§ Aim
Images should be left out, and everything else in the listing reproduced exactly.

§ Data
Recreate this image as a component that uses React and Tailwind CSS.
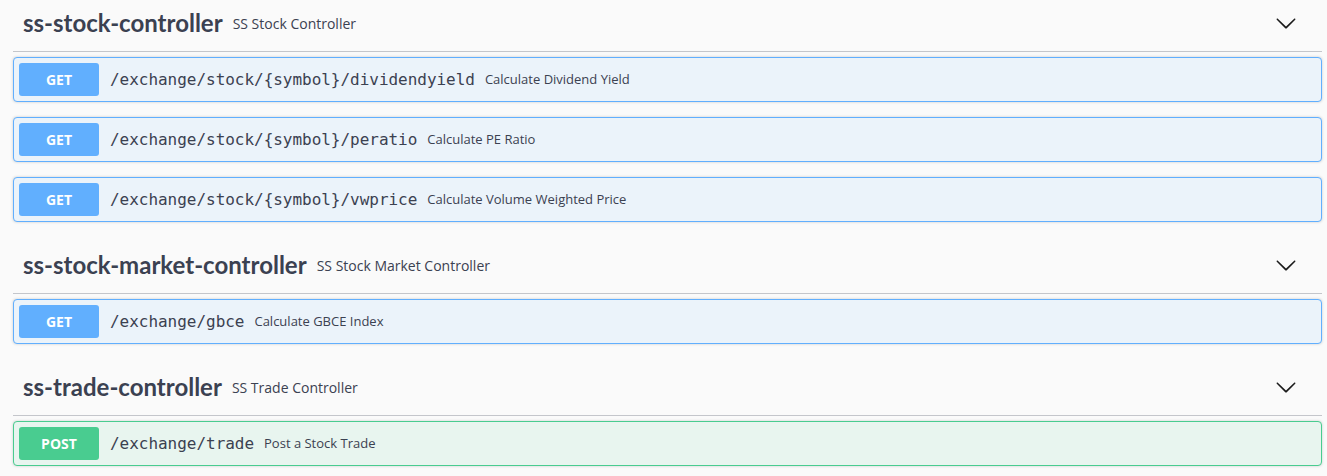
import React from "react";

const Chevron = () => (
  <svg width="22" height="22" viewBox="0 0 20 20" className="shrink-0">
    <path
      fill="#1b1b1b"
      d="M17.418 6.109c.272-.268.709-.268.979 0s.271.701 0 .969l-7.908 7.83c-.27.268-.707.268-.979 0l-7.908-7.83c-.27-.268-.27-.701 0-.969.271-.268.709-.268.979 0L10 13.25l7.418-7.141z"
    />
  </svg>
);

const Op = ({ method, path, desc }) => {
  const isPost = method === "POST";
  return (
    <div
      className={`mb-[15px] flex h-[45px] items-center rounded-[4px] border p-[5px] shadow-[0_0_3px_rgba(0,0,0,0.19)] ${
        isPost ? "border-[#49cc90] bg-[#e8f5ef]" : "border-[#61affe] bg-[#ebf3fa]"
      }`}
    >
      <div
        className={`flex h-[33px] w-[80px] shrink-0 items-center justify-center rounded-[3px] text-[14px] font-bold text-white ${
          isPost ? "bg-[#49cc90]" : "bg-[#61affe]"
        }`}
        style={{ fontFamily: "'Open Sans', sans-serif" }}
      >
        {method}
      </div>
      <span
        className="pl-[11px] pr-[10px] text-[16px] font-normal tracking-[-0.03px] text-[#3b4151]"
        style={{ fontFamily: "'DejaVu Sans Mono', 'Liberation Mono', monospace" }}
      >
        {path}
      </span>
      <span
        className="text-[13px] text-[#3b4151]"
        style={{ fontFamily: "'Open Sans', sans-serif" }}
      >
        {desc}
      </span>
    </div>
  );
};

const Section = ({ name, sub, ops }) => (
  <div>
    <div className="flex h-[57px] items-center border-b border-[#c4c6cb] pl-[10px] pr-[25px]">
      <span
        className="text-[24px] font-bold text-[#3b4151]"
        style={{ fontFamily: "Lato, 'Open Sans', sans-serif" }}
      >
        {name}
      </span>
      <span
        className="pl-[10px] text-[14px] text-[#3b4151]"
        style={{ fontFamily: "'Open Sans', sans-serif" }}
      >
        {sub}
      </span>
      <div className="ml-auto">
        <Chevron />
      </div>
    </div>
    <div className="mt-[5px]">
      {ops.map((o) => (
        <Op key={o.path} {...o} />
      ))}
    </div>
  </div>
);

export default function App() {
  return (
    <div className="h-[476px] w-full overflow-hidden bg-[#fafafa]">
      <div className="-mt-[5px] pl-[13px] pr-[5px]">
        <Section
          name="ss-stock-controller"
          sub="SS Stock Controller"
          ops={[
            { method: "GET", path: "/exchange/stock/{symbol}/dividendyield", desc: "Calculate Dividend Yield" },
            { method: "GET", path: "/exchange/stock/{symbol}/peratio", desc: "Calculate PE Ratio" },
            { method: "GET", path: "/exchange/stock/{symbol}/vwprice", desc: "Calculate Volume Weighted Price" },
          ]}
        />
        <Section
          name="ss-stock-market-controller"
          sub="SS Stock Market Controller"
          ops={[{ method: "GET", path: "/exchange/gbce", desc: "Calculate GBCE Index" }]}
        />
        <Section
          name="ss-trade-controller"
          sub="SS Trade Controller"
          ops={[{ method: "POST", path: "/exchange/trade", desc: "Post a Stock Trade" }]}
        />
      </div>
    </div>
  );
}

§ Finished answer
Recreate this image as a component that uses React and Tailwind CSS.
import React from "react";

const Chevron = () => (
  <svg width="22" height="22" viewBox="0 0 20 20" className="shrink-0">
    <path
      fill="#1b1b1b"
      d="M17.418 6.109c.272-.268.709-.268.979 0s.271.701 0 .969l-7.908 7.83c-.27.268-.707.268-.979 0l-7.908-7.83c-.27-.268-.27-.701 0-.969.271-.268.709-.268.979 0L10 13.25l7.418-7.141z"
    />
  </svg>
);

const Op = ({ method, path, desc }) => {
  const isPost = method === "POST";
  return (
    <div
      className={`mb-[15px] flex h-[45px] items-center rounded-[4px] border p-[5px] shadow-[0_0_3px_rgba(0,0,0,0.19)] ${
        isPost ? "border-[#49cc90] bg-[#e8f5ef]" : "border-[#61affe] bg-[#ebf3fa]"
      }`}
    >
      <div
        className={`flex h-[33px] w-[80px] shrink-0 items-center justify-center rounded-[3px] text-[14px] font-bold text-white ${
          isPost ? "bg-[#49cc90]" : "bg-[#61affe]"
        }`}
        style={{ fontFamily: "'Open Sans', sans-serif" }}
      >
        {method}
      </div>
      <span
        className="pl-[11px] pr-[10px] text-[16px] font-normal tracking-[-0.03px] text-[#3b4151]"
        style={{ fontFamily: "'DejaVu Sans Mono', 'Liberation Mono', monospace" }}
      >
        {path}
      </span>
      <span
        className="text-[13px] text-[#3b4151]"
        style={{ fontFamily: "'Open Sans', sans-serif" }}
      >
        {desc}
      </span>
    </div>
  );
};

const Section = ({ name, sub, ops }) => (
  <div>
    <div className="flex h-[57px] items-center border-b border-[#c4c6cb] pl-[10px] pr-[25px]">
      <span
        className="text-[24px] font-bold text-[#3b4151]"
        style={{ fontFamily: "Lato, 'Open Sans', sans-serif" }}
      >
        {name}
      </span>
      <span
        className="pl-[10px] text-[14px] text-[#3b4151]"
        style={{ fontFamily: "'Open Sans', sans-serif" }}
      >
        {sub}
      </span>
      <div className="ml-auto">
        <Chevron />
      </div>
    </div>
    <div className="mt-[5px]">
      {ops.map((o) => (
        <Op key={o.path} {...o} />
      ))}
    </div>
  </div>
);

export default function App() {
  return (
    <div className="h-[476px] w-full overflow-hidden bg-[#fafafa]">
      <div className="-mt-[5px] pl-[13px] pr-[5px]">
        <Section
          name="ss-stock-controller"
          sub="SS Stock Controller"
          ops={[
            { method: "GET", path: "/exchange/stock/{symbol}/dividendyield", desc: "Calculate Dividend Yield" },
            { method: "GET", path: "/exchange/stock/{symbol}/peratio", desc: "Calculate PE Ratio" },
            { method: "GET", path: "/exchange/stock/{symbol}/vwprice", desc: "Calculate Volume Weighted Price" },
          ]}
        />
        <Section
          name="ss-stock-market-controller"
          sub="SS Stock Market Controller"
          ops={[{ method: "GET", path: "/exchange/gbce", desc: "Calculate GBCE Index" }]}
        />
        <Section
          name="ss-trade-controller"
          sub="SS Trade Controller"
          ops={[{ method: "POST", path: "/exchange/trade", desc: "Post a Stock Trade" }]}
        />
      </div>
    </div>
  );
}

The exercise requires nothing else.